> _Problem statement_
Set down the listing below verbatim, but only from its first line through the line containing "<RunningHead>イ".

— start —

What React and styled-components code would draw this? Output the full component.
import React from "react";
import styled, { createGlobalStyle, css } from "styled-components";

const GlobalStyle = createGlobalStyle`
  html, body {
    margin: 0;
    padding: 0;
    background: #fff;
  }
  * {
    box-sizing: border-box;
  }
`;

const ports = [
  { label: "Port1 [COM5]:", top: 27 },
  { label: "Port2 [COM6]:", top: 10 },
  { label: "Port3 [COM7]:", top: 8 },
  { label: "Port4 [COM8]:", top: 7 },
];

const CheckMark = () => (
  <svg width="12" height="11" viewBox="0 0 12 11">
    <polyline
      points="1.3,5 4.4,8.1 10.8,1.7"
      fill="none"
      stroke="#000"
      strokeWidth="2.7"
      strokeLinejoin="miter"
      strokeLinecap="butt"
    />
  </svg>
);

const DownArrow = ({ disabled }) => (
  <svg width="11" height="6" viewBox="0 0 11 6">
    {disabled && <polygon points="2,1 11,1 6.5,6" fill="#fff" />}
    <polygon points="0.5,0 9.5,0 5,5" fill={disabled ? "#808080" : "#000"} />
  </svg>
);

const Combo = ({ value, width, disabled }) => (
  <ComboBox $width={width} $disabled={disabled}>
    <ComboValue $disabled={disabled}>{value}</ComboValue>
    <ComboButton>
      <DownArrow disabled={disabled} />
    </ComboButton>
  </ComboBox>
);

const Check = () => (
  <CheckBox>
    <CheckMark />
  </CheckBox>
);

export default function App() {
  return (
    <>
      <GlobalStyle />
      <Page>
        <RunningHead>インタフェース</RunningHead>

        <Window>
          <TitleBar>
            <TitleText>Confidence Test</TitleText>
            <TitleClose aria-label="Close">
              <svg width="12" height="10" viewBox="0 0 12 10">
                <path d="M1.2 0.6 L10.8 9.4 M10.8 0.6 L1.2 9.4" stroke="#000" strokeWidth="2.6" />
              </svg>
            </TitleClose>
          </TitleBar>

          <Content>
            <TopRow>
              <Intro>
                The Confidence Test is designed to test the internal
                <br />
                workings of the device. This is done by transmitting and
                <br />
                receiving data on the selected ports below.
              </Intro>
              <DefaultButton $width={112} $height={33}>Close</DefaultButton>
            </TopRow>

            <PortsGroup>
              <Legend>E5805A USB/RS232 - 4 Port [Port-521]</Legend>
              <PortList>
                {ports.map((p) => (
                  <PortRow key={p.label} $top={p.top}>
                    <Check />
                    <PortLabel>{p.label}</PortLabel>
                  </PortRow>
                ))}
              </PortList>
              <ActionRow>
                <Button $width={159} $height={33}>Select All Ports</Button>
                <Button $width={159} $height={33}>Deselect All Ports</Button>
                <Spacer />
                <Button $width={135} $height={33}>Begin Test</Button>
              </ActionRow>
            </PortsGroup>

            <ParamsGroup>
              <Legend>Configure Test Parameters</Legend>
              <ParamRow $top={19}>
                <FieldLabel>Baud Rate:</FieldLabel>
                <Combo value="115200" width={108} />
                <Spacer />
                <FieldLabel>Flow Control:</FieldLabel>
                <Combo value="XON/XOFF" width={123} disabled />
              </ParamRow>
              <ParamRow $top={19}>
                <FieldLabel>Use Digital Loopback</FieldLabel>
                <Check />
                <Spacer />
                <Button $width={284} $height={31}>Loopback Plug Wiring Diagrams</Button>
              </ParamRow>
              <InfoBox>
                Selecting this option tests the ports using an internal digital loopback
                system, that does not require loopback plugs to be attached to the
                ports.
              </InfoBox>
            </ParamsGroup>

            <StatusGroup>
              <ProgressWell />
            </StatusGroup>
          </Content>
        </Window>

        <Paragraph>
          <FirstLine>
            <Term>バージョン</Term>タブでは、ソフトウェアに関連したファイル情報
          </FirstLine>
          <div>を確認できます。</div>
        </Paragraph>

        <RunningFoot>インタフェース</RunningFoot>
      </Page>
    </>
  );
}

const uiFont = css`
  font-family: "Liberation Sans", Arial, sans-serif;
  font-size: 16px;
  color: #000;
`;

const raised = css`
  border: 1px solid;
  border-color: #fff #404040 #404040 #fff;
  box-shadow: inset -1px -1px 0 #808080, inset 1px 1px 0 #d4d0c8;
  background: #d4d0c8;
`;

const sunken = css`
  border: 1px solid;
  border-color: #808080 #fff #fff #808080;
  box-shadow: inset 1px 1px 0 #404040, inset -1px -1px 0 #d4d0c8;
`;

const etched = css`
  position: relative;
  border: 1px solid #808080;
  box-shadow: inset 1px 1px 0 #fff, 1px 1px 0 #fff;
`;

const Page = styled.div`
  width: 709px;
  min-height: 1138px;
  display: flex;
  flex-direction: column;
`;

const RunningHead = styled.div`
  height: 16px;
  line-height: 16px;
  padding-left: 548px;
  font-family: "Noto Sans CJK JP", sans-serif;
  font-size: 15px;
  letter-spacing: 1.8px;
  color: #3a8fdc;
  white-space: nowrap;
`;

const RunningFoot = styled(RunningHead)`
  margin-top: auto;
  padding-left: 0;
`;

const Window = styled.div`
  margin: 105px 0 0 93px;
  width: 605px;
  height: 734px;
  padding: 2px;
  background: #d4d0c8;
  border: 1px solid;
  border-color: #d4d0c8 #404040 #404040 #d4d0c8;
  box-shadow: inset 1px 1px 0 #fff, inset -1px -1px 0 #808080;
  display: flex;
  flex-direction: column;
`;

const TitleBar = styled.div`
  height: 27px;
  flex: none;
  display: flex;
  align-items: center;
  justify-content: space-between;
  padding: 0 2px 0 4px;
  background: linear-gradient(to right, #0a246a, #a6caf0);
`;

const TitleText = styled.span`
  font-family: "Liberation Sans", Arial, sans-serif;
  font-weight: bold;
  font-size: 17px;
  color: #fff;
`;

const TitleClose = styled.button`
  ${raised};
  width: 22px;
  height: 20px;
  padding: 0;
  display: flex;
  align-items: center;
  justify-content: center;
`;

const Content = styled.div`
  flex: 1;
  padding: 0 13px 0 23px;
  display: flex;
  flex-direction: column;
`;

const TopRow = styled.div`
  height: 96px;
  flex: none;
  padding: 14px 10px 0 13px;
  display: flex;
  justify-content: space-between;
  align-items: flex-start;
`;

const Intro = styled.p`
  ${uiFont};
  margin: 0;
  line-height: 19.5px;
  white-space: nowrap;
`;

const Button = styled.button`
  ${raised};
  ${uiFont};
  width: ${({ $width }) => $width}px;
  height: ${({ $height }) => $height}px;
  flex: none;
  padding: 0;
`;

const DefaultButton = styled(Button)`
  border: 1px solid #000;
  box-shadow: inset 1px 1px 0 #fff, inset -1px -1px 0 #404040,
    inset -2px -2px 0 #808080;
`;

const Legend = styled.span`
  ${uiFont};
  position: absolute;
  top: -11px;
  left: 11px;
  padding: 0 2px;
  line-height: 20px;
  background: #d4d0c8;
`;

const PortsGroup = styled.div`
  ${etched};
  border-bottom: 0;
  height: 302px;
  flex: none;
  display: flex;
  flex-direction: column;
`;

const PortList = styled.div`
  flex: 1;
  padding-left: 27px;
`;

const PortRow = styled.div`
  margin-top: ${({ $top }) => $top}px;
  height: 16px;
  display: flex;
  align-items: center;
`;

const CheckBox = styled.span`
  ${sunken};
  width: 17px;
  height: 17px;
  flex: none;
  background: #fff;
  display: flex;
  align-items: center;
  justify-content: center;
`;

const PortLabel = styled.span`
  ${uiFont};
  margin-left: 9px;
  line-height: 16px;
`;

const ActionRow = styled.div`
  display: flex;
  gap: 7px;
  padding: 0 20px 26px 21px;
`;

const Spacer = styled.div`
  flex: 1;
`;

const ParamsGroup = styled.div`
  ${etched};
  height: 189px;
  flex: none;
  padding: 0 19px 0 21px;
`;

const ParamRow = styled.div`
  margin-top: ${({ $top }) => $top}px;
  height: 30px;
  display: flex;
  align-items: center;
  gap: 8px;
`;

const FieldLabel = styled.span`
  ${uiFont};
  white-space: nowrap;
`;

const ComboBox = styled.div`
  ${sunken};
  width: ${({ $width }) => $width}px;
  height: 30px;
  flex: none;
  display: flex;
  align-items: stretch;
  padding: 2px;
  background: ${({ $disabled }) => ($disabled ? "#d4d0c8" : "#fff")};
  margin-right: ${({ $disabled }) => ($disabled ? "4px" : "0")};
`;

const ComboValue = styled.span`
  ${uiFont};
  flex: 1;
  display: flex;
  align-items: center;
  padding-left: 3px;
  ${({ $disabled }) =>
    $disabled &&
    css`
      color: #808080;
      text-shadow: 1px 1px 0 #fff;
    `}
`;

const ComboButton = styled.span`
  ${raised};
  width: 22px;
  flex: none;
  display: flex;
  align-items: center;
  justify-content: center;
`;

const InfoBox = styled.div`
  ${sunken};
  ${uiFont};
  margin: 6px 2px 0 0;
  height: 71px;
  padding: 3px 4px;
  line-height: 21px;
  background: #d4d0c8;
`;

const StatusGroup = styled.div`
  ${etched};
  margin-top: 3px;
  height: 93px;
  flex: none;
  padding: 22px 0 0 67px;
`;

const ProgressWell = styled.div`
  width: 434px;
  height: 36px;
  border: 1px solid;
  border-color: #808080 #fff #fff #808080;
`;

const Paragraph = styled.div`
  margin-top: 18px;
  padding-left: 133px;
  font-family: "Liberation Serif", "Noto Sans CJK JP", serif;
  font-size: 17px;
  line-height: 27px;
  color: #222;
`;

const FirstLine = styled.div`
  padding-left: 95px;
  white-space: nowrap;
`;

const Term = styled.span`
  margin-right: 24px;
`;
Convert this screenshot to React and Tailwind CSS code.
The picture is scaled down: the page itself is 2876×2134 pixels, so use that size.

— end —

> _Complete answer_
What React and styled-components code would draw this? Output the full component.
import React from "react";
import styled, { createGlobalStyle, css } from "styled-components";

const GlobalStyle = createGlobalStyle`
  html, body {
    margin: 0;
    padding: 0;
    background: #fff;
  }
  * {
    box-sizing: border-box;
  }
`;

const ports = [
  { label: "Port1 [COM5]:", top: 27 },
  { label: "Port2 [COM6]:", top: 10 },
  { label: "Port3 [COM7]:", top: 8 },
  { label: "Port4 [COM8]:", top: 7 },
];

const CheckMark = () => (
  <svg width="12" height="11" viewBox="0 0 12 11">
    <polyline
      points="1.3,5 4.4,8.1 10.8,1.7"
      fill="none"
      stroke="#000"
      strokeWidth="2.7"
      strokeLinejoin="miter"
      strokeLinecap="butt"
    />
  </svg>
);

const DownArrow = ({ disabled }) => (
  <svg width="11" height="6" viewBox="0 0 11 6">
    {disabled && <polygon points="2,1 11,1 6.5,6" fill="#fff" />}
    <polygon points="0.5,0 9.5,0 5,5" fill={disabled ? "#808080" : "#000"} />
  </svg>
);

const Combo = ({ value, width, disabled }) => (
  <ComboBox $width={width} $disabled={disabled}>
    <ComboValue $disabled={disabled}>{value}</ComboValue>
    <ComboButton>
      <DownArrow disabled={disabled} />
    </ComboButton>
  </ComboBox>
);

const Check = () => (
  <CheckBox>
    <CheckMark />
  </CheckBox>
);

export default function App() {
  return (
    <>
      <GlobalStyle />
      <Page>
        <RunningHead>インタフェース</RunningHead>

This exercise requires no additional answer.